§ Exercise
Whenever a line below holds the word "code", copy that line.

§ Source data
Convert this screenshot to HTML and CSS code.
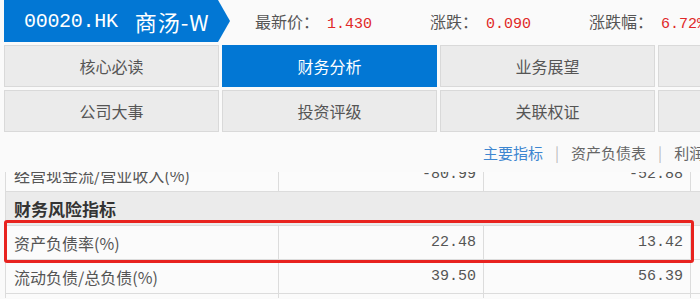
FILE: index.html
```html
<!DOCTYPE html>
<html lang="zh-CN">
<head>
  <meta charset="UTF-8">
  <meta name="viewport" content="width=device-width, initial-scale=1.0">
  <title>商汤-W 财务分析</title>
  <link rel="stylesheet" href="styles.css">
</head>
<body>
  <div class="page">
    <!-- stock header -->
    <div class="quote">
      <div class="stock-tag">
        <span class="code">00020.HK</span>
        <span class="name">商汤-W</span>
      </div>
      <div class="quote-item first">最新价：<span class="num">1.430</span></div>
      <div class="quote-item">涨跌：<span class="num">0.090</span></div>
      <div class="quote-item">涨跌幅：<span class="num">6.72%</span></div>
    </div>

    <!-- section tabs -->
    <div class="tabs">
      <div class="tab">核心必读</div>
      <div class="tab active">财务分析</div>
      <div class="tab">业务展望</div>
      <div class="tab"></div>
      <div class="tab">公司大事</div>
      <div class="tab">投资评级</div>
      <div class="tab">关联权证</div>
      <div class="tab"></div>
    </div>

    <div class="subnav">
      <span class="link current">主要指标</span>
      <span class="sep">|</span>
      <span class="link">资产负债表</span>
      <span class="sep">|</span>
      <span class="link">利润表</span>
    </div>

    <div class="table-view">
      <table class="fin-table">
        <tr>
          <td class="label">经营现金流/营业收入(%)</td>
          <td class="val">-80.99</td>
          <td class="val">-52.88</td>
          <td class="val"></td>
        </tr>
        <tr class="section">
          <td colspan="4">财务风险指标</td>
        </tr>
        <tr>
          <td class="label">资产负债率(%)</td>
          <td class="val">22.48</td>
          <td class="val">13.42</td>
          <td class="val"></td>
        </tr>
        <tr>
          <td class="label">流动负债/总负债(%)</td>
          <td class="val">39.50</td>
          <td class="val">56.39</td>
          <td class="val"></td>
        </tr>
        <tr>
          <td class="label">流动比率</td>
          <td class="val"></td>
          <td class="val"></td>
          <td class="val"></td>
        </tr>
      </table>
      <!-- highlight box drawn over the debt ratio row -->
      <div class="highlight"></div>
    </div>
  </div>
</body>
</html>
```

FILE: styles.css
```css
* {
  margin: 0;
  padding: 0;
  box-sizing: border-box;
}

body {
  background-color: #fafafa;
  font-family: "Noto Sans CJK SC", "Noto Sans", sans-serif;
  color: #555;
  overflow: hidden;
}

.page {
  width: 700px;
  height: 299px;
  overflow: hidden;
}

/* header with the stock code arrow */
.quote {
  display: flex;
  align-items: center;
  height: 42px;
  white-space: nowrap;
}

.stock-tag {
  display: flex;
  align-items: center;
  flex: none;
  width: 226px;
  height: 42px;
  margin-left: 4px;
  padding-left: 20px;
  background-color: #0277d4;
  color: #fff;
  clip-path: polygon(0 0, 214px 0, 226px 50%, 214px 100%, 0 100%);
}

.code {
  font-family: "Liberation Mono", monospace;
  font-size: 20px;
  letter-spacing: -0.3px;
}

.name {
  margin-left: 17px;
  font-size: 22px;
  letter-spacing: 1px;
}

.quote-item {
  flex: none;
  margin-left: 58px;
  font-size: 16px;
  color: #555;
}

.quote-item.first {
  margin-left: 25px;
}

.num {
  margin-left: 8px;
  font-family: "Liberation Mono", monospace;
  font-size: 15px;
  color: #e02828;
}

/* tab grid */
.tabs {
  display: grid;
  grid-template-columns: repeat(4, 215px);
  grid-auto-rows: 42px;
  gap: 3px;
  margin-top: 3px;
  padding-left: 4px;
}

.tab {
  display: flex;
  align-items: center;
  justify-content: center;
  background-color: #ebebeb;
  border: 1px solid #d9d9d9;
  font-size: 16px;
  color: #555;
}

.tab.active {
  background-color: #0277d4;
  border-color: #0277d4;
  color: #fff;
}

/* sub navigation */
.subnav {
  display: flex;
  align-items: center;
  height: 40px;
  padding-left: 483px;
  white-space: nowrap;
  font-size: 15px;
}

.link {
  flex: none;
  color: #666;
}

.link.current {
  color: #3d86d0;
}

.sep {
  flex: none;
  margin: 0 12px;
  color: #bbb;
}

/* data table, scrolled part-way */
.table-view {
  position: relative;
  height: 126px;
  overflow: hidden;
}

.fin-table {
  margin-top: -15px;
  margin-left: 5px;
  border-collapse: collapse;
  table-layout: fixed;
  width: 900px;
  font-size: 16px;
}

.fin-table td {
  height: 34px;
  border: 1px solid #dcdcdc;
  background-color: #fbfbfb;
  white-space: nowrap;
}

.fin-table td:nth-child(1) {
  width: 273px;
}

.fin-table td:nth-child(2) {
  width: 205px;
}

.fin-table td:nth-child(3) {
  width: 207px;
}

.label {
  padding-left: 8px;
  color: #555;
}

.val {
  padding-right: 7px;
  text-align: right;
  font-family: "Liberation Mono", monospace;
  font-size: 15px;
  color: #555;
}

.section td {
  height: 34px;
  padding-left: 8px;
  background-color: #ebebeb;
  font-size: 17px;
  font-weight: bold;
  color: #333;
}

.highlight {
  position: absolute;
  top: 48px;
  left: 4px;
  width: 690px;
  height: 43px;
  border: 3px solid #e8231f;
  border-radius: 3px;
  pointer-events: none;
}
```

§ Full answer
Convert this screenshot to HTML and CSS code.
        <span class="code">00020.HK</span>
/* header with the stock code arrow */
.code {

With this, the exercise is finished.